TASK GOAL: Copy, in full, each line of the material that holds the word "with".

DATA IN THIS EXERCISE:
*-*-*

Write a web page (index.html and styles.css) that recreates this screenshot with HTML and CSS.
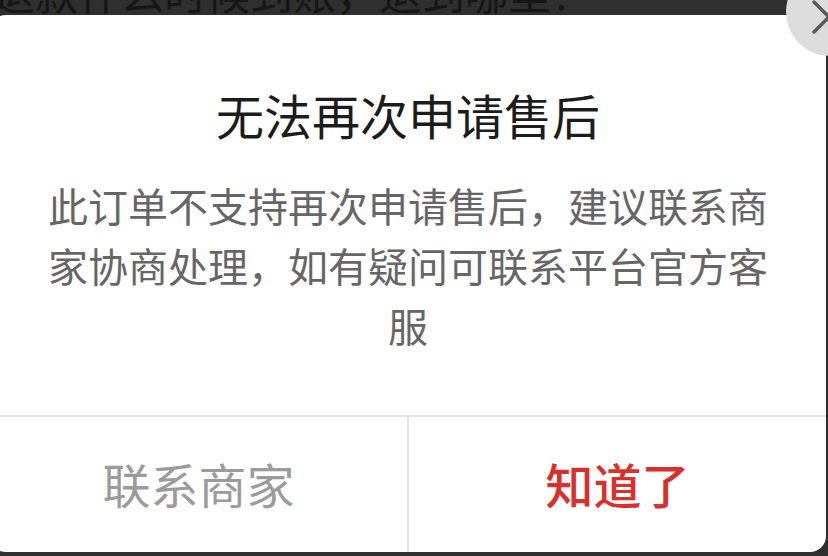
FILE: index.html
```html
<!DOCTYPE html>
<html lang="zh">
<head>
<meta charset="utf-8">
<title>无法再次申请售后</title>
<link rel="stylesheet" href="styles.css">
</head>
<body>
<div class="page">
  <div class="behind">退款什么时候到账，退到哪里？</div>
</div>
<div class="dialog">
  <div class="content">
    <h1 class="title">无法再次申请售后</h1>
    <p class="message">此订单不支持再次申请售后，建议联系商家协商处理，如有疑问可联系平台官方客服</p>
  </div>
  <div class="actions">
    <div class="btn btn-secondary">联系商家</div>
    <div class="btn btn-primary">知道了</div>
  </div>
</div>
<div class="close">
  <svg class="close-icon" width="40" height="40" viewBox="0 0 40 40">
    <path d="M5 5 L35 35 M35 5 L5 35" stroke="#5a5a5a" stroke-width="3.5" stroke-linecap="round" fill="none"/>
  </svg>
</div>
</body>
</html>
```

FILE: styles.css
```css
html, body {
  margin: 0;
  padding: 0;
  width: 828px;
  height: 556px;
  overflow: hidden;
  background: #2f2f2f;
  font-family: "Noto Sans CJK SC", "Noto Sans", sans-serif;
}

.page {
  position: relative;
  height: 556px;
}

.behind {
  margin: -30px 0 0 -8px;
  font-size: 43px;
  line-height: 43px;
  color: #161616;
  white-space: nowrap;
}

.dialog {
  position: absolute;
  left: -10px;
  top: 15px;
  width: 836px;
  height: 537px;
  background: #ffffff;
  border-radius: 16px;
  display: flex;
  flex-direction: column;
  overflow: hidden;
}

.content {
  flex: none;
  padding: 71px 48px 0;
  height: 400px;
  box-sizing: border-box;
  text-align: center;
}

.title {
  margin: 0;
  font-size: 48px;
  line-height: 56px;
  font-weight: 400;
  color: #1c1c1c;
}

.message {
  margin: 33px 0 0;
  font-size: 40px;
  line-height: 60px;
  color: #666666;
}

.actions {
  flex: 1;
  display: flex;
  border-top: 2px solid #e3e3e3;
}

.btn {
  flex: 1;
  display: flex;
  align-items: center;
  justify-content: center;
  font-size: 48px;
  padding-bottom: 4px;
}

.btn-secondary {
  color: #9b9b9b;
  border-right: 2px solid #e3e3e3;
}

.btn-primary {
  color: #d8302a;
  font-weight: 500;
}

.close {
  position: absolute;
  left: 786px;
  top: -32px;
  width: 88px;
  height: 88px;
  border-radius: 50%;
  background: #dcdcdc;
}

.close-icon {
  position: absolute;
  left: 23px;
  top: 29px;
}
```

*-*-*

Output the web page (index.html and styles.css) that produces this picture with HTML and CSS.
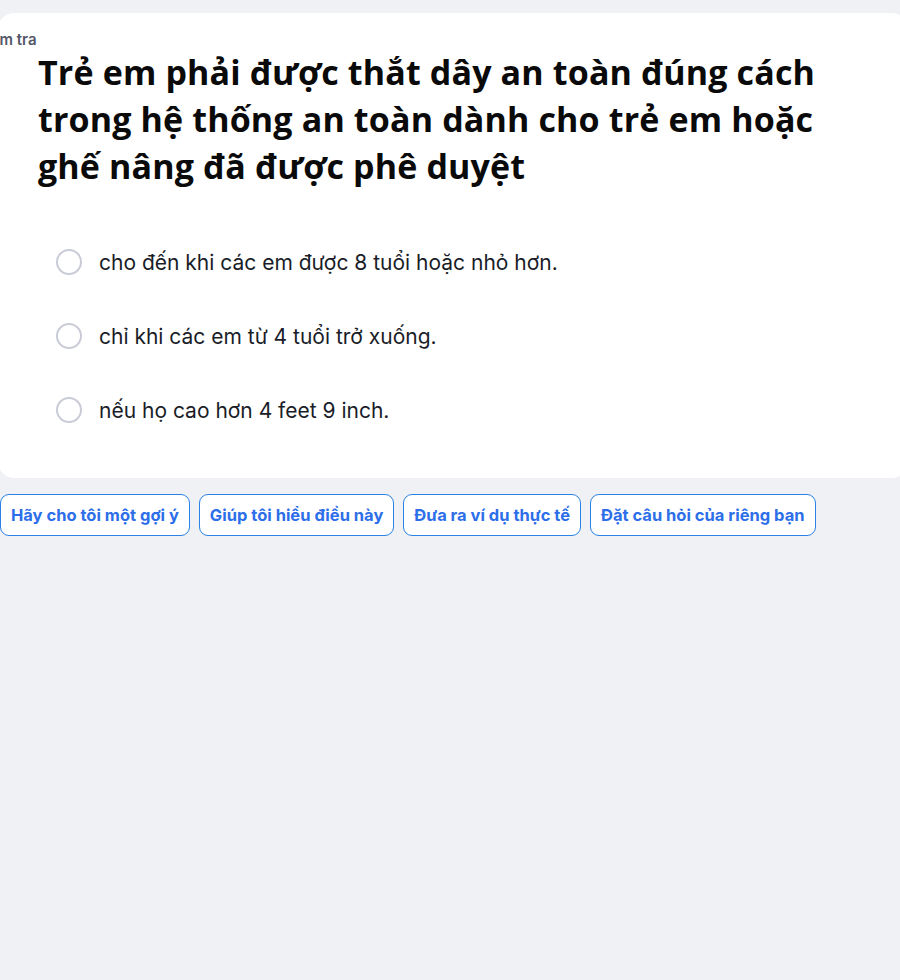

*-*-*

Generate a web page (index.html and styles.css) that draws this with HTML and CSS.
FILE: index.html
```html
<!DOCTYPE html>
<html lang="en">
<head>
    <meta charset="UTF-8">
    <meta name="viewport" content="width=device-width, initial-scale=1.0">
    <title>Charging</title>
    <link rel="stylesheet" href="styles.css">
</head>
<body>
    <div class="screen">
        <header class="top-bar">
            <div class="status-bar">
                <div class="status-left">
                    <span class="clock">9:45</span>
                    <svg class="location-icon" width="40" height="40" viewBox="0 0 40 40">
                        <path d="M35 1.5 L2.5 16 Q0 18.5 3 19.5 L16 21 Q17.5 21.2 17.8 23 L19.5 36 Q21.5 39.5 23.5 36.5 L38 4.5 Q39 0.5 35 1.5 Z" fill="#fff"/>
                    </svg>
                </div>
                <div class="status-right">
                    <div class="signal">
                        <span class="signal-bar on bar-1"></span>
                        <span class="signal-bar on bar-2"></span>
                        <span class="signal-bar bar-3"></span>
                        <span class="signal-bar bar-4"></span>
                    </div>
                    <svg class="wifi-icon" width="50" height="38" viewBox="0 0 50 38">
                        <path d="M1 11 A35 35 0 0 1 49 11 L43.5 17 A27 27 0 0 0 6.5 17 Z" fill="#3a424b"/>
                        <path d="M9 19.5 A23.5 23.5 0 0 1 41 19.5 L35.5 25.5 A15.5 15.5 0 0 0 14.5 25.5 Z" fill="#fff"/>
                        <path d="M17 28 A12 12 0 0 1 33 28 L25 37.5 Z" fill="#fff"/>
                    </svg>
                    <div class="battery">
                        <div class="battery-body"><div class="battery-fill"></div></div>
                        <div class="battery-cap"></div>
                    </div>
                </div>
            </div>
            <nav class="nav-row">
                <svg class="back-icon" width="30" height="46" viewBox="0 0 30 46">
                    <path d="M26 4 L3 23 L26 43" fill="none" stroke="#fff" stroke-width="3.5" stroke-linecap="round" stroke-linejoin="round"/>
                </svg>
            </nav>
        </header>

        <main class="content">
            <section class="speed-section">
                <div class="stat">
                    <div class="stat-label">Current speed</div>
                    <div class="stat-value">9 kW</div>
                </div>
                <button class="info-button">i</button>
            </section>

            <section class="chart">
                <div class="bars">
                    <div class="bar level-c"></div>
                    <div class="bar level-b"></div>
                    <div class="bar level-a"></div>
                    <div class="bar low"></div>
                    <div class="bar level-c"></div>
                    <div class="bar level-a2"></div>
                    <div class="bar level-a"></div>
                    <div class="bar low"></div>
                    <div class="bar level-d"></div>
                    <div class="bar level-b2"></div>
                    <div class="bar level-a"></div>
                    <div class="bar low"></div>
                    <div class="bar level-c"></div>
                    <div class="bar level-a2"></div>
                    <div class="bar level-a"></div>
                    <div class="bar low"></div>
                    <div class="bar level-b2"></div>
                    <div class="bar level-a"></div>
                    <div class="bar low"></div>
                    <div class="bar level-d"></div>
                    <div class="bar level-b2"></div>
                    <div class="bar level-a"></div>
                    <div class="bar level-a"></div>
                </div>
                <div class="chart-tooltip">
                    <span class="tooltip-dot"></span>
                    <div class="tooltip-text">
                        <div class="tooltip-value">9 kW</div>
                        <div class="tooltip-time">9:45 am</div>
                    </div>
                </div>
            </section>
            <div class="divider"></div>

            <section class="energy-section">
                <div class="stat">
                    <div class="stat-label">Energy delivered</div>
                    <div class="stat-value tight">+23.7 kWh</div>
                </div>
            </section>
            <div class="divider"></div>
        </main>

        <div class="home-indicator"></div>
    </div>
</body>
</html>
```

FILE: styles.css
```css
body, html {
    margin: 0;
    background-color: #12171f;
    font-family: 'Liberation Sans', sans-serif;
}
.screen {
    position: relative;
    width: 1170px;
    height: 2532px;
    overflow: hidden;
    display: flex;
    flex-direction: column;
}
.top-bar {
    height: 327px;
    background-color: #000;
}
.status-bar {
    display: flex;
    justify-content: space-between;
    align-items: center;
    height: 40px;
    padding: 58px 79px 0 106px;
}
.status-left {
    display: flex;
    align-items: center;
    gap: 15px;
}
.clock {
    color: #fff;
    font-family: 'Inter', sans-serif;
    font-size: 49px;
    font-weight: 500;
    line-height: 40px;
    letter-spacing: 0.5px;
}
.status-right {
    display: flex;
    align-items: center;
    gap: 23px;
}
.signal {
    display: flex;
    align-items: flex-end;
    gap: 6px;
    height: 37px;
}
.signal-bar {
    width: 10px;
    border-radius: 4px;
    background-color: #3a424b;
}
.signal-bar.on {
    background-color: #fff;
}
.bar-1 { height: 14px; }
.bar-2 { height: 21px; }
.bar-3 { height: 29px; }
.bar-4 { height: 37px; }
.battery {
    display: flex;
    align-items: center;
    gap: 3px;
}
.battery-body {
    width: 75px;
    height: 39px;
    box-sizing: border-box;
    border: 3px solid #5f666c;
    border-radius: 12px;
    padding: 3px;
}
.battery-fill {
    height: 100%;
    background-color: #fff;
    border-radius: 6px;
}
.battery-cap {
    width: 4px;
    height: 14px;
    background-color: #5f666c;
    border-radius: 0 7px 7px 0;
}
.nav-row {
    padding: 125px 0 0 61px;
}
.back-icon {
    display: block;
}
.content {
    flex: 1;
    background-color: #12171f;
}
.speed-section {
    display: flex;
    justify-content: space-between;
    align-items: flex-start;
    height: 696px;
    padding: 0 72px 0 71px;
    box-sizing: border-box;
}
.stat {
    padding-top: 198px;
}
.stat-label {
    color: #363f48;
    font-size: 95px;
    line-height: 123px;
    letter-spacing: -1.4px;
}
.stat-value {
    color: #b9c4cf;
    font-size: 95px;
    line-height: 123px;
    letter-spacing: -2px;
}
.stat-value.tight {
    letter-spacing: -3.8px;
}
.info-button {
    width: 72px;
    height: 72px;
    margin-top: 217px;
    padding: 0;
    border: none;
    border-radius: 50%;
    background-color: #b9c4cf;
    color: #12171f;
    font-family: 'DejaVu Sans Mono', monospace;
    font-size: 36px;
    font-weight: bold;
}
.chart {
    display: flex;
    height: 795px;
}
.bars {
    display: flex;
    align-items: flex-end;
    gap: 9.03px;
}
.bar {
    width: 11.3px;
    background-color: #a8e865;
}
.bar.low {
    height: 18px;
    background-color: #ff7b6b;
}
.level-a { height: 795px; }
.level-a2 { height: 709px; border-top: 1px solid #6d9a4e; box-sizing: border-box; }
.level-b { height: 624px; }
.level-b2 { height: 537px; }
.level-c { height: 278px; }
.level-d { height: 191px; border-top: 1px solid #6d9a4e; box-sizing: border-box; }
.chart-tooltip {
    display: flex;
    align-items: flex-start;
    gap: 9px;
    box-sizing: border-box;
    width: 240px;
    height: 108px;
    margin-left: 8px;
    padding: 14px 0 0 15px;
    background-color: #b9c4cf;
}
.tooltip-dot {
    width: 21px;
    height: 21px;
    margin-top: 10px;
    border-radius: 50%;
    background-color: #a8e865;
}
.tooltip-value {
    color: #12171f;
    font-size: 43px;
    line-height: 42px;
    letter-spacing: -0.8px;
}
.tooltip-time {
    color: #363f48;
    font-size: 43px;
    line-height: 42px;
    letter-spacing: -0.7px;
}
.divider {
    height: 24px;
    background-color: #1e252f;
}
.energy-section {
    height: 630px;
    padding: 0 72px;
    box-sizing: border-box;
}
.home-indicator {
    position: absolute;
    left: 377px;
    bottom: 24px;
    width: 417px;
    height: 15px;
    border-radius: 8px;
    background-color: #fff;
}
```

*-*-*

RESPONSE TO THIS EXERCISE:
Write a web page (index.html and styles.css) that recreates this screenshot with HTML and CSS.
Output the web page (index.html and styles.css) that produces this picture with HTML and CSS.
Generate a web page (index.html and styles.css) that draws this with HTML and CSS.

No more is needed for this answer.